Perché sia chiaro, sciare significa dimenticarsi dove si è nascosto abbigliamento e attrezzatura alla fine della stagione precedente, ritrovare tutto nel luogo più ovvio tranne le calze, recuperarne finalmente un paio mai visto prima, giurare sui propri cari di non esserne il padrone, ma usarle comunque per disperazione, perché nessuno sembra reclamarle, perché erano davvero le nostre anche se non lo ammetteremo mai. Significa vestirsi come un astronauta che va in disco-dance e muoversi con la stessa grazia. Mettere ganasce di plastica ai piedi, chiamarle scarponi solo perché sono più grandi delle scarpe normali e hanno una forma che le ricorda. Rischiare di rompersi le costole per allacciarli, riuscirci solo dopo aver emesso terribili versi pre-umani e aver coinvolto Dio. Camminare quindi come il mostro di ferro con gli sci in spalla pensandosi galli finché gli stessi si separano trasformandosi in un’enorme forbice letale, e le bacchette cadono, e le lenti si appannano, e ci si trova in qualche coda circondati da creature similmente aliene che odorano di creme solari, materiali sintetici, e ascella.

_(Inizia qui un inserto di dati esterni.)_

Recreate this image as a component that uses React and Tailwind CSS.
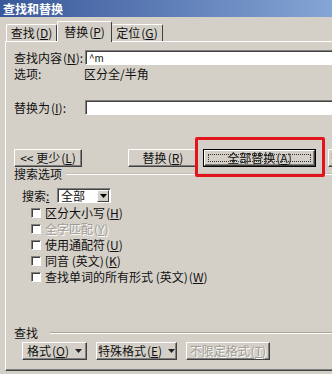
const FONT = { fontFamily: '"Noto Sans CJK SC", "Liberation Sans", sans-serif' };

function Key({ k }) {
  return <span className="ml-px">(<span className="underline">{k}</span>)</span>;
}

function Btn({ children, className = '', disabled }) {
  return (
    <div
      className={`shrink-0 whitespace-nowrap flex items-center justify-center h-full border border-t-white border-l-white border-r-[#404040] border-b-[#404040] shadow-[inset_-1px_-1px_#808080] bg-[#d4d0c8] ${
        disabled ? 'text-[#a09d96] [text-shadow:1px_1px_#ffffff]' : 'text-[#111]'
      } ${className}`}
    >
      {children}
    </div>
  );
}

function Arrow() {
  return (
    <svg width="7" height="4" viewBox="0 0 7 4" className="ml-[6px]">
      <path d="M0 0h7L3.5 4z" fill="#222" />
    </svg>
  );
}

function Check({ label, disabled }) {
  return (
    <div className="flex items-center h-[16px] pl-[17px]">
      <div className="w-[10px] h-[10px] bg-white border border-t-[#808080] border-l-[#808080] border-r-white border-b-white shadow-[inset_1px_1px_#404040]" />
      <span className={`ml-[4px] ${disabled ? 'text-[#a09d96] [text-shadow:1px_1px_#ffffff]' : ''}`}>{label}</span>
    </div>
  );
}

function Field({ children }) {
  return (
    <div className="shrink-0 w-[260px] h-full bg-white border border-t-[#808080] border-l-[#808080] border-b-white border-r-white shadow-[inset_1px_1px_#404040] flex items-center pl-[3px] text-[10px]">
      {children}
    </div>
  );
}

export default function App() {
  return (
    <div className="relative w-[332px] h-[374px] overflow-hidden bg-[#d4d0c8] text-[12px] leading-none text-[#111]" style={FONT}>
      {/* title bar */}
      <div className="h-[17px] bg-gradient-to-r from-[#3a5899] to-[#85a5d5] flex items-center pl-[3px] text-white font-bold text-[12px]">
        查找和替换
      </div>

      {/* tabs */}
      <div className="flex items-end h-[24px] pl-[6px]">
        <div className="h-[17px] w-[51px] flex items-center justify-center border-t border-l border-white border-r border-r-[#404040] rounded-t-[2px]">
          查找<Key k="D" />
        </div>
        <div className="relative z-10 -mb-px h-[21px] w-[55px] flex items-center justify-center bg-[#d4d0c8] border-t border-l border-white border-r border-r-[#404040] rounded-t-[2px]">
          替换<Key k="P" />
        </div>
        <div className="h-[17px] w-[51px] flex items-center justify-center border-t border-r border-white border-r-[#404040] rounded-t-[2px]">
          定位<Key k="G" />
        </div>
      </div>

      {/* panel */}
      <div className="ml-[5px] w-[345px] h-[330px] border-t border-l border-white border-b border-b-[#404040] shadow-[inset_0_-1px_#808080] pl-[8px]">
        <div className="flex items-center h-[15px] mt-[8px]">
          <span className="w-[71px] shrink-0">查找内容<Key k="N" />:</span>
          <Field>^m</Field>
        </div>
        <div className="flex items-center h-[14px] mt-[2px]">
          <span className="w-[70px]">选项:</span>
          <span>区分全/半角</span>
        </div>
        <div className="flex items-center h-[15px] mt-[19px]">
          <span className="w-[71px] shrink-0">替换为<Key k="I" />:</span>
          <Field />
        </div>

        <div className="flex h-[18px] mt-[34px]">
          <Btn className="w-[68px]">&lt;&lt; 更少<Key k="L" /></Btn>
          <Btn className="w-[70px] ml-[46px]">替换<Key k="R" /></Btn>
          <div className="shrink-0 w-[113px] h-full ml-[5px] border border-black">
            <Btn className="relative">
              <div className="absolute inset-[3px] border border-dotted border-[#333]" />
              全部替换<Key k="A" />
            </Btn>
          </div>
          <Btn className="w-[80px] ml-[12px] justify-start pl-[2px]">查找下一处</Btn>
        </div>

        <div className="flex items-center h-[12px] mt-px">
          <span>搜索选项</span>
          <div className="ml-[4px] flex-1 h-[2px] border-t border-[#c2beb6] border-b-white border-b" />
        </div>

        <div className="flex items-center h-[15px] mt-[8px] pl-[8px]">
          <span className="w-[35px]">搜索<span className="underline">:</span></span>
          <div className="w-[54px] h-full bg-white border border-t-[#808080] border-l-[#808080] border-b-white border-r-white shadow-[inset_1px_1px_#404040] flex items-center pl-[3px]">
            <span className="flex-1">全部</span>
            <div className="w-[12px] h-[12px] mr-px flex items-center justify-center bg-[#d4d0c8] border border-t-white border-l-white border-r-[#404040] border-b-[#404040]">
              <svg width="7" height="4" viewBox="0 0 7 4"><path d="M0 0h7L3.5 4z" fill="#000" /></svg>
            </div>
          </div>
        </div>

        <div className="mt-[2px]">
          <Check label={<>区分大小写<Key k="H" /></>} />
          <Check label={<>全字匹配<Key k="Y" /></>} disabled />
          <Check label={<>使用通配符<Key k="U" /></>} />
          <Check label={<>同音 (英文)<Key k="K" /></>} />
          <Check label={<>查找单词的所有形式 (英文)<Key k="W" /></>} />
        </div>

        <div className="flex items-center h-[12px] mt-[42px]">
          <span>查找</span>
          <div className="ml-[12px] flex-1 h-[2px] border-t border-[#a8a49c] border-b-white border-b" />
        </div>

        <div className="flex h-[18px] mt-[3px] pl-[8px]">
          <Btn className="w-[65px]">格式<Key k="O" /><Arrow /></Btn>
          <Btn className="w-[81px] ml-[9px]">特殊格式<Key k="E" /><Arrow /></Btn>
          <Btn className="w-[84px] ml-[9px]" disabled>不限定格式<Key k="T" /></Btn>
        </div>
      </div>

      {/* highlight */}
      <div className="absolute left-[195px] top-[137px] w-[130px] h-[40px] border-[3px] border-[#e3141c] rounded-[2px]" />
    </div>
  );
}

Eppure, non per questo, non per essere secondo solo al windsurf in quanto a scomodità di preparazione, lo sci è uno sport più nobile e singolare di quanto abbia mai avuto coscienza perché è privo di qualsiasi sentimento competitivo. Chi scia senza essere sciatore, senza fare gare, scia per stare in montagna, per le patate e il formaggio, per la grappa, la neve e gli aghi di pino. Scia per mettersi in mostra, perché ci vanno gli altri o per il bizzarro piacere di scendere, scendere con il tempo che ci vuole a farlo, compiere un gesto pulito e sentire il corpo funzionare.
In qualsiasi caso, è una delle discipline fisiche in cui il dilettante più meriti l’etimologia dell’appellativo amateur.